David – Claro que a gente sabe do impacto, e do efeito do impacto. Mas o visual, que estreamos no APR não foi feito simplesmente para impactar. Esse é um efeito colateral bem vindo. Sempre fomos uma banda que se preocupa com a atmosfera que entregamos no show, e o figurino, sem dúvida nenhuma, é um fator que pode contribuir para isso, então por que, não? A história por trás dele vai ficar mais clara no segundo álbum, que estamos compondo.
Recife Metal Law – Voltando a falar sobre o álbum “Life”, ele está disponível para download grátis no próprio site da banda. Muitos reclamam que o público ao invés de apoiar as bandas, preferem baixar seus discos totalmente de graça. Então, o que os motivou a disponibilizar para download o primeiro CD do Kataphero?

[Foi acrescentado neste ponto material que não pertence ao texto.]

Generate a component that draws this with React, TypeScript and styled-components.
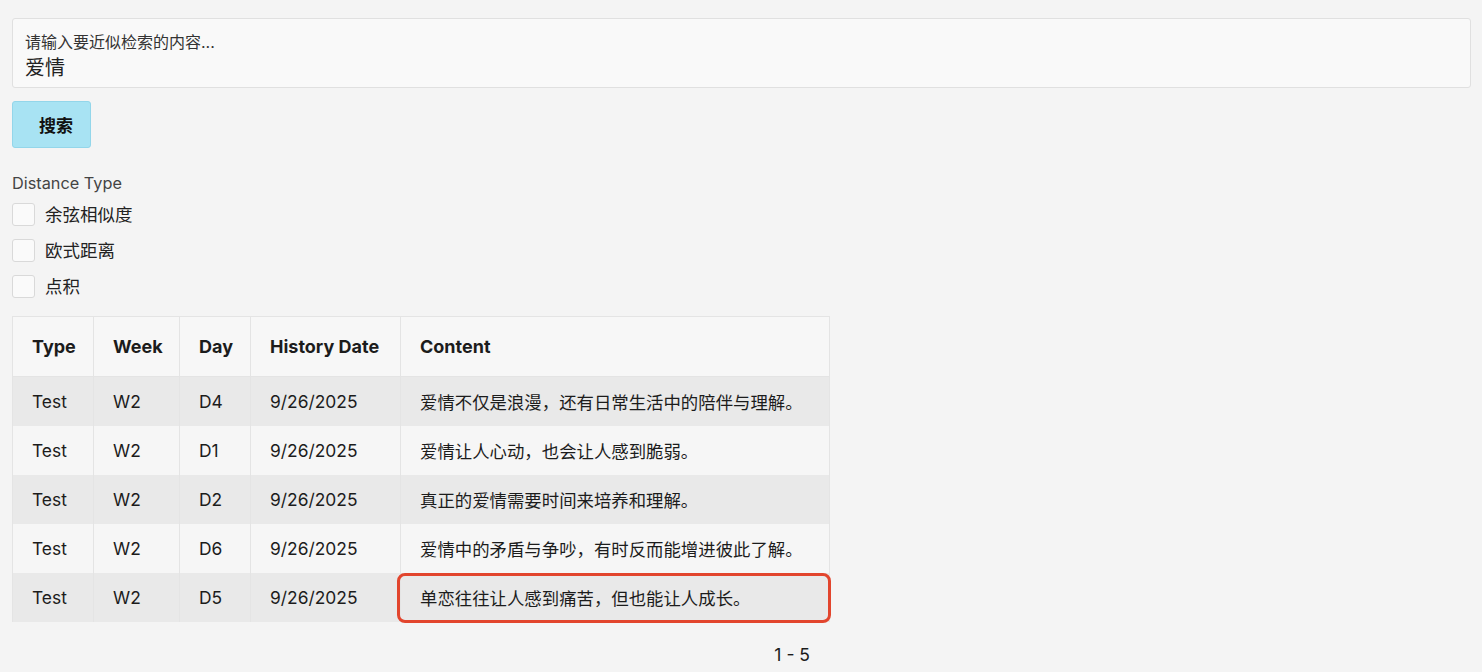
import styled, { createGlobalStyle } from 'styled-components';

const GlobalStyle = createGlobalStyle`
  body {
    margin: 0;
    background: #f4f4f4;
    font-family: Inter, "Noto Sans CJK SC", sans-serif;
    color: #1a1a1a;
  }
`;

const Page = styled.div`
  padding: 18px 11px 0 12px;
  display: flex;
  flex-direction: column;
  align-items: flex-start;
`;

const InputBox = styled.div`
  box-sizing: border-box;
  width: 100%;
  height: 70px;
  background: #f9f9f9;
  border: 1px solid #e0e0e0;
  border-radius: 3px;
  padding: 12px 12px 0 12px;
`;

const InputLabel = styled.div`
  font-size: 16px;
  color: #333;
  line-height: 22px;
`;

const InputValue = styled.div`
  font-size: 20px;
  color: #222;
  line-height: 28px;
  margin-top: 1px;
`;

const SearchButton = styled.button`
  margin-top: 13px;
  width: 79px;
  height: 47px;
  padding: 0 0 0 9px;
  background: #a8e3f3;
  border: 1px solid #93d6ea;
  border-radius: 3px;
  font-family: inherit;
  font-size: 17px;
  font-weight: 700;
  color: #111;
`;

const GroupLabel = styled.div`
  margin-top: 25px;
  font-size: 16.3px;
  color: #444;
  line-height: 20px;
`;

const OptionList = styled.div`
  display: flex;
  flex-direction: column;
  gap: 13px;
  margin-top: 10px;
`;

const Option = styled.label`
  display: flex;
  align-items: center;
  gap: 10px;
  font-size: 17.5px;
  line-height: 23px;
  color: #222;
  height: 23px;
`;

const Box = styled.span`
  box-sizing: border-box;
  width: 23px;
  height: 23px;
  background: #fafafa;
  border: 1px solid #d9d9d9;
  border-radius: 3px;
`;

const TableWrap = styled.div`
  position: relative;
  margin-top: 18px;
`;

const Table = styled.table`
  border-collapse: collapse;
  font-size: 17.4px;
  color: #1c1c1c;
`;

const Th = styled.th<{ w: number }>`
  box-sizing: border-box;
  width: ${p => p.w}px;
  height: 60px;
  text-align: left;
  padding: 0 0 0 19px;
  font-size: 18px;
  font-weight: 700;
  background: #f7f7f7;
  border: 1px solid #e4e4e4;
  white-space: nowrap;
`;

const Tr = styled.tr<{ shaded: boolean }>`
  background: ${p => (p.shaded ? '#e9e9e9' : '#f6f6f6')};
`;

const Td = styled.td`
  height: 49px;
  padding: 0 0 0 19px;
  border: 1px solid #e4e4e4;
  border-top: none;
  border-bottom: none;
  white-space: nowrap;
`;

const Highlight = styled.div`
  position: absolute;
  left: 385px;
  bottom: -1px;
  width: 434px;
  height: 50px;
  box-sizing: border-box;
  border: 3.5px solid #e2452d;
  border-radius: 8px;
  pointer-events: none;
`;

const Pager = styled.div`
  width: 817px;
  text-align: right;
  font-size: 17.5px;
  color: #1c1c1c;
  margin-top: 22px;
  padding-right: 19px;
  box-sizing: border-box;
`;

const columns = [
  { title: 'Type', w: 81 },
  { title: 'Week', w: 86 },
  { title: 'Day', w: 71 },
  { title: 'History Date', w: 150 },
  { title: 'Content', w: 429 },
];

const rows = [
  ['Test', 'W2', 'D4', '9/26/2025', '爱情不仅是浪漫，还有日常生活中的陪伴与理解。'],
  ['Test', 'W2', 'D1', '9/26/2025', '爱情让人心动，也会让人感到脆弱。'],
  ['Test', 'W2', 'D2', '9/26/2025', '真正的爱情需要时间来培养和理解。'],
  ['Test', 'W2', 'D6', '9/26/2025', '爱情中的矛盾与争吵，有时反而能增进彼此了解。'],
  ['Test', 'W2', 'D5', '9/26/2025', '单恋往往让人感到痛苦，但也能让人成长。'],
];

const options = ['余弦相似度', '欧式距离', '点积'];

export default function App() {
  return (
    <>
      <GlobalStyle />
      <Page>
        <InputBox>
          <InputLabel>请输入要近似检索的内容...</InputLabel>
          <InputValue>爱情</InputValue>
        </InputBox>
        <SearchButton>搜索</SearchButton>
        <GroupLabel>Distance Type</GroupLabel>
        <OptionList>
          {options.map(o => (
            <Option key={o}>
              <Box />
              {o}
            </Option>
          ))}
        </OptionList>
        <TableWrap>
          <Table>
            <thead>
              <tr>
                {columns.map(c => (
                  <Th key={c.title} w={c.w}>{c.title}</Th>
                ))}
              </tr>
            </thead>
            <tbody>
              {rows.map((r, i) => (
                <Tr key={i} shaded={i % 2 === 0}>
                  {r.map((cell, j) => (
                    <Td key={j}>{cell}</Td>
                  ))}
                </Tr>
              ))}
            </tbody>
          </Table>
          <Highlight />
        </TableWrap>
        <Pager>1 - 5</Pager>
      </Page>
    </>
  );
}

David – A gente diverge respeitosamente desse pensamento de que o público deve ter uma obrigação de apoiar uma banda. A gente acredita que ninguém deve ser obrigado a apoiar ninguém. Se existe alguém que tem alguma obrigação na relação público/banda, é a banda, nunca o público. Além disso, temos a certeza que o modelo de remuneração a partir da venda de CDs está falido e enterrado há muito tempo, e é perda de tempo nadar contra essa maré. O que a gente pensa é que temos que ser bons o suficiente, para ser relevantes o suficiente para as pessoas nos quererem o suficiente, porque, já que elas não compram mais música (e, em minha opinião, porque deveriam, se a música inevitavelmente está de graça, por aí?) vamos ter que vender outras coisas. E essas coisas não são compradas por obrigação. Temos que despertar o desejo das pessoas, e não apelar para irem contra uma evolução natural do mundo para nos apoiarem.
Recife Metal Law – Quais são os próximos passos do Kataphero? A banda já está trabalhando em novas músicas?
David – Estamos trabalhando freneticamente no novo álbum, que já está com metade das músicas gravadas em fase de Demo e pré-produção, faltando arranjos e ambientações. Na verdade eu falei álbum, mas vai ser muito mais que isso. É um projeto complexo. Quando a gente tiver certeza que vai conseguir realizá-lo como idealizamos, daremos mais detalhes. O que eu posso dizer é que ele já está fazendo o “Life” parecer brincadeirinha de criança.